18 Nisan 2014 Cuma

Küçük Adam Emirgan Korusu'nda

Demir renklere karşı çok ilgili. Kırmızı renk favorisi. En çok sevdiği ikinci renk ise turuncu. Konuşmaya başladıktan kısa bir süre sonra da renkleri adlandırmaya başladı. Oyuncakların, yolda gördüğü arabaların renkleri cümlelerinin bir parçası oldu. Emirgan Korusu'nda lale zamanının gelmiş olduğunu öğrendiğimden beri Demir'i götürmek istiyordum renk renk laleri görmesi ve arabasız bir alanda keyfince koşturabilmesi için. Hafta sonları korunun çok kalabalık olacağını düşündüğümden haftaiçi gidelim istiyordum. Dün, perşembe günü, gittik. Trafiğin gün içindeki diğer zamanlara oranla daha az olacağını düşündüğüm bir saatte çıktık yola. Beylikdüzü'nden Emirgan'a varmak yoldaki trafik kazaları ve o saatte nereye gittiğini çok merak ettiğim onca araba sebebiyle uzuuuun sürdü.
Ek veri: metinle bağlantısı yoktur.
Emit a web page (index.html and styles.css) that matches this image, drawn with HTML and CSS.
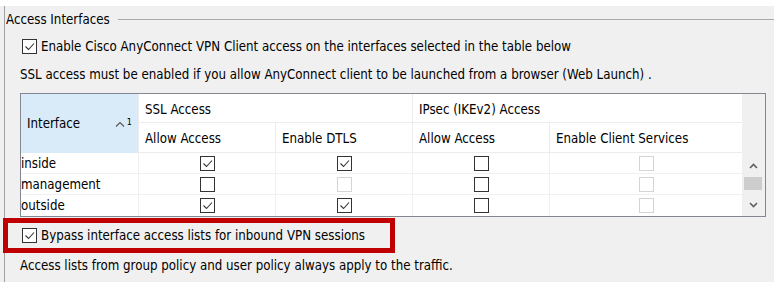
FILE: index.html
```html
<!DOCTYPE html>
<html lang="en">
<head>
<meta charset="utf-8">
<title>Access Interfaces</title>
<link rel="stylesheet" href="styles.css">
</head>
<body>
<div class="top-strip"></div>
<div class="panel">
  <div class="group">
    <div class="legend"><span class="legend-text">Access Interfaces</span><i class="rule"></i></div>

    <div class="check-row enable">
      <span class="cb on"><svg viewBox="0 0 13 13"><path d="M2.5 6.5 L5.5 9.5 L11 3.5"/></svg></span>
      <span>Enable Cisco AnyConnect VPN Client access on the interfaces selected in the table below</span>
    </div>

    <p class="note">SSL access must be enabled if you allow AnyConnect client to be launched from a browser (Web Launch) .</p>

    <div class="table">
      <div class="grid">
        <div class="h-iface">
          <span>Interface</span>
          <span class="sort">
            <svg viewBox="0 0 10 6"><path d="M1 5.5 L5 1.5 L9 5.5"/></svg><sup>1</sup>
          </span>
        </div>
        <div class="hc h-ssl">SSL Access</div>
        <div class="hc h-ipsec">IPsec (IKEv2) Access</div>
        <div class="corner"></div>

        <div class="hc h2 c2">Allow Access</div>
        <div class="hc h2 c3">Enable DTLS</div>
        <div class="hc h2 c4">Allow Access</div>
        <div class="hc h2 c5">Enable Client Services</div>

        <div class="name">inside</div>
        <div class="dc"><span class="cb on"><svg viewBox="0 0 13 13"><path d="M2.5 6.5 L5.5 9.5 L11 3.5"/></svg></span></div>
        <div class="dc"><span class="cb on"><svg viewBox="0 0 13 13"><path d="M2.5 6.5 L5.5 9.5 L11 3.5"/></svg></span></div>
        <div class="dc"><span class="cb"></span></div>
        <div class="dc"><span class="cb off"></span></div>

        <div class="name">management</div>
        <div class="dc"><span class="cb"></span></div>
        <div class="dc"><span class="cb off"></span></div>
        <div class="dc"><span class="cb"></span></div>
        <div class="dc"><span class="cb off"></span></div>

        <div class="name last">outside</div>
        <div class="dc last"><span class="cb on"><svg viewBox="0 0 13 13"><path d="M2.5 6.5 L5.5 9.5 L11 3.5"/></svg></span></div>
        <div class="dc last"><span class="cb on"><svg viewBox="0 0 13 13"><path d="M2.5 6.5 L5.5 9.5 L11 3.5"/></svg></span></div>
        <div class="dc last"><span class="cb"></span></div>
        <div class="dc last"><span class="cb off"></span></div>

        <div class="scrollbar">
          <div class="sb-btn up"><svg viewBox="0 0 9 6"><path d="M1 5 L4.5 1.5 L8 5"/></svg></div>
          <div class="thumb"></div>
          <div class="sb-btn down"><svg viewBox="0 0 9 6"><path d="M1 1 L4.5 4.5 L8 1"/></svg></div>
        </div>
      </div>
    </div>

    <div class="check-row bypass">
      <span class="cb on"><svg viewBox="0 0 13 13"><path d="M2.5 6.5 L5.5 9.5 L11 3.5"/></svg></span>
      <span>Bypass interface access lists for inbound VPN sessions</span>
      <span class="highlight"></span>
    </div>

    <p class="note last-note">Access lists from group policy and user policy always apply to the traffic.</p>
  </div>
</div>
</body>
</html>
```

FILE: styles.css
```css
html, body {
  margin: 0;
  padding: 0;
  background: #ffffff;
}

body {
  font-family: "DejaVu Sans Condensed", "DejaVu Sans", sans-serif;
  font-stretch: condensed;
  font-size: 13.2px;
  color: #000;
  width: 774px;
  height: 282px;
  overflow: hidden;
}

.top-strip {
  height: 6px;
  background: #ffffff;
}

.panel {
  background: #f0f0f0;
  height: 276px;
}

.group {
  margin-left: 4px;
  border-left: 1px solid #a0a0a0;
  height: 100%;
}

.legend {
  height: 26px;
  display: flex;
  align-items: center;
}

.legend-text {
  padding-left: 1px;
}

.rule {
  flex: 1;
  height: 1px;
  background: #a9a9a9;
  margin-left: 8px;
}

.check-row {
  display: flex;
  align-items: center;
  gap: 4px;
  padding-left: 17px;
}

.enable {
  height: 28px;
}

.note {
  margin: 0;
  height: 30px;
  line-height: 30px;
  padding-left: 15px;
  white-space: nowrap;
}

.cb {
  box-sizing: border-box;
  width: 15px;
  height: 15px;
  border: 1px solid #333333;
  background: #ffffff;
  display: inline-flex;
  flex: none;
}

.cb svg {
  width: 13px;
  height: 13px;
  fill: none;
  stroke: #333333;
  stroke-width: 1.1;
}

.cb.off {
  border-color: #d4d4d4;
}

.table {
  margin: 3px 0 0 15px;
  width: 746px;
  height: 124px;
  box-sizing: border-box;
  border: 1px solid #828790;
  background: #ffffff;
  overflow: hidden;
}

.grid {
  display: grid;
  grid-template-columns: 117px 137px 137px 137px 193px 23px;
  grid-template-rows: 29px 30px 21px 21px 21px;
}

.grid > div {
  box-sizing: border-box;
}

.h-iface {
  grid-row: 1 / 3;
  grid-column: 1;
  background: #d9ebf9;
  display: flex;
  align-items: center;
  justify-content: space-between;
  padding: 0 6px 0 6px;
}

.sort {
  display: flex;
  align-items: flex-start;
  gap: 2px;
  margin-top: -2px;
}

.sort svg {
  width: 10px;
  height: 6px;
  margin-top: 3px;
  fill: none;
  stroke: #555555;
  stroke-width: 1.1;
}

.sort sup {
  font-size: 9px;
  line-height: 9px;
  vertical-align: baseline;
}

.hc {
  display: flex;
  align-items: center;
  padding-left: 6px;
  border-left: 1px solid #ececec;
  border-bottom: 1px solid #ececec;
  white-space: nowrap;
}

.h-ssl {
  grid-row: 1;
  grid-column: 2 / 4;
  padding-top: 3px;
}

.h-ipsec {
  grid-row: 1;
  grid-column: 4 / 6;
  padding-top: 3px;
}

.corner {
  grid-row: 1 / 3;
  grid-column: 6;
  background: #f0f0f0;
}

.h2 {
  grid-row: 2;
  padding-top: 2px;
}

.c2 { grid-column: 2; }
.c3 { grid-column: 3; }
.c4 { grid-column: 4; }
.c5 { grid-column: 5; }

.name {
  grid-column: 1;
  display: flex;
  align-items: center;
  border-bottom: 1px solid #f0f0f0;
}

.dc {
  display: flex;
  align-items: center;
  justify-content: center;
  border-left: 1px solid #f0f0f0;
  border-bottom: 1px solid #f0f0f0;
  overflow: hidden;
}

.grid > .last {
  border-bottom: none;
  align-items: flex-start;
  padding-top: 3px;
}

.scrollbar {
  grid-column: 6;
  grid-row: 3 / 6;
  background: #f0f0f0;
  display: flex;
  flex-direction: column;
}

.sb-btn {
  display: flex;
  align-items: center;
  justify-content: center;
}

.sb-btn svg {
  width: 9px;
  height: 6px;
  fill: none;
  stroke: #606060;
  stroke-width: 1.6;
}

.up {
  height: 23px;
  padding-top: 2px;
  box-sizing: border-box;
}

.thumb {
  height: 13px;
  margin: 1px 3px 0 2px;
  background: #cdcdcd;
}

.down {
  flex: 1;
  padding-top: 3px;
}

.bypass {
  position: relative;
  height: 35px;
  margin-top: 1px;
}

.highlight {
  position: absolute;
  left: -2px;
  top: 0;
  width: 392px;
  height: 35px;
  box-sizing: border-box;
  border: 5px solid #c00000;
}

.last-note {
  height: 26px;
  line-height: 26px;
}
```
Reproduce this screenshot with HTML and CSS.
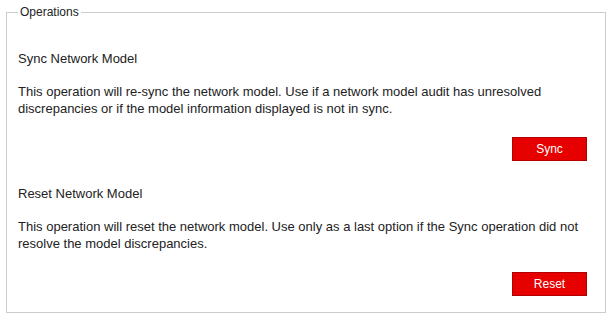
FILE: index.html
```html
<!DOCTYPE html>
<html>
  <head>
    <title>Operations</title>
    <link rel="stylesheet" href="styles.css">
  </head>
  <body>
    <fieldset class="ops">
      <legend>Operations</legend>

      <div class="op">
        <div class="op-title">Sync Network Model</div>
        <p class="op-desc">This operation will re-sync the network model. Use if a network model audit has unresolved discrepancies or if the model information displayed is not in sync.</p>
        <div class="op-actions">
          <button class="btn-red" type="button">Sync</button>
        </div>
      </div>

      <div class="op">
        <div class="op-title">Reset Network Model</div>
        <p class="op-desc">This operation will reset the network model. Use only as a last option if the Sync operation did not resolve the model discrepancies.</p>
        <div class="op-actions">
          <button class="btn-red" type="button">Reset</button>
        </div>
      </div>
    </fieldset>
  </body>
</html>
```

FILE: styles.css
```css
body {
  margin: 0;
  padding: 5px 0 0 6px;
  font-family: "Liberation Sans", Arial, sans-serif;
  color: #222;
  background-color: #fff;
}
fieldset.ops {
  box-sizing: border-box;
  width: 600px;
  margin: 0;
  padding: 32px 18px 16px 11px;
  border: 1px solid #ccc;
}
fieldset.ops legend {
  font-size: 12px;
  line-height: 14px;
  padding: 0 2px;
}
.op + .op {
  margin-top: 25px;
}
.op-title {
  font-size: 13px;
  line-height: 16px;
}
.op-desc {
  font-size: 13px;
  line-height: 17px;
  margin: 16px 0 20px 0;
}
.op-actions {
  display: flex;
  justify-content: flex-end;
}
.btn-red {
  width: 75px;
  height: 24px;
  padding: 0;
  font-family: "Liberation Sans", Arial, sans-serif;
  font-size: 12px;
  color: #fff;
  background-color: #e60000;
  border: 1px solid #b00000;
  cursor: pointer;
}
.btn-red:hover {
  background-color: #cc0000;
}
```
Ben tam trafikten bunalmak üzereyken vardığımız korunun yakınlarında da bizi uzuuun bir araba kuyruğu karşıladı. Kuyruğun en sonundaki yerimizi aldık ve beklemeye başladık. Biz ilerledikçe arkamızda da sürekli uzayan bir kuyruk oluştu. Sabırla bekledikten, Demir sütünü içtikten, ben onun üstünü değiştirdikten sonra korunun içindeki yerimizi almayı başardık. İspark görevlisinin bize 2 saat için verdiği bileti başarımızın bir kanıtı olarak yanımıza alarak dolaşmaya başladık. Çicekler güzeldi ve Demir'de beklediğim etkiyi yarattılar. Renklerini söyle söyleye aralarında dolaşmaya, hepsine bakmaya ve üzerlerinde gördüğü arıları incelemeye  başladı küçük adam. Beyaz Köşk'ün yakınlarındaki havuzu hayranlıkla seyretti. Oradan denizin görüldüğünü fark etmemizle birlikte ağaçların arasından görebildiği kadarıyla gemilere baktı. Çocuk parkındaki kaydıraklardan kaymaya çalıştıysa da yaşları 4 ile 14 arasında değişen kalabalık bir grup çocuk sürekli birbirini itip kakarak sadece küçük çocuklar için yapılmış olan kaydıraktan kaymaya uğraştığından ve 10-14 yaşındaki kız çocuklarının simsiyah baş örtüleri ve uzun pardesüleri Demir'i korkuttuğundan bu girişimi benim tarafımdan engellendi. Arabasına isteği dışında oturtulan Demir'i göl ve ördekler göreceğimizi söylemem sakinleştirdi. Gölet etrafı korunun diğer alanlarına göre daha sakin ve daha az kalabalıktı. Banklardan birine oturup küçük şelaleyi ve göletteki beyaz ve siyah kuğuyu seyretmek kalabalıktan şaşkına dönmüş olan beni bile biraz sakinleştirdi. Yemeğimizi de gölet manzarası karşısında yedikten sonra biraz daha lalelerin arasında dolaşıp dönüş yolculuğumuza geçtik.

Çıkış kapısındaki araba kuyruğunu da atlattıktan sonra kendimizi İstanbul caddelerine vurduk. Açık hava Demir'i çarptığından dönüş yolculuğunun bir kısmında uyudu. Ben de bu süre zarfında "o kalabalık neydi öyle? Bir daha  haftaiçi de gelinmez buralara? En iyisi pazar sabahı erkenden gelmek, ama o bile riskli. Neyse ki Demir kalabalıktan çok rahatsız olmadı" diye düşünüp; daha önceden 'köşklerden birinde oturup önce Demir'e yemeğini yediririm, sonra ben de sakince yemek yerim' (Beyaz ve Sarı Köşk'te boş mama sandalyesi olsa da boş masa yoktu. Ayrıca sakinlikten söz etmek mümkün değildi), 'Demir uyursa ben de bir banka oturup açık havada kitap okurum' (boş bank az sayıda da olsa vardı, ama Demir'in etrafta onca uyaran varken uyumaya niyeti yoktu, zaten benim de o kalabalıkta ve uğultuda okuma isteğim kalmamıştı) şeklinde kurduğum hayallere yandım.  Eve dönünce koruda gördüklerini neşeyle anlatan Demir'in keyifli ve değişik bir gün geçirmiş olması saatlerce araba kullanmanın ve kalabalığın yarattığı yorgunluğumu hafifletti.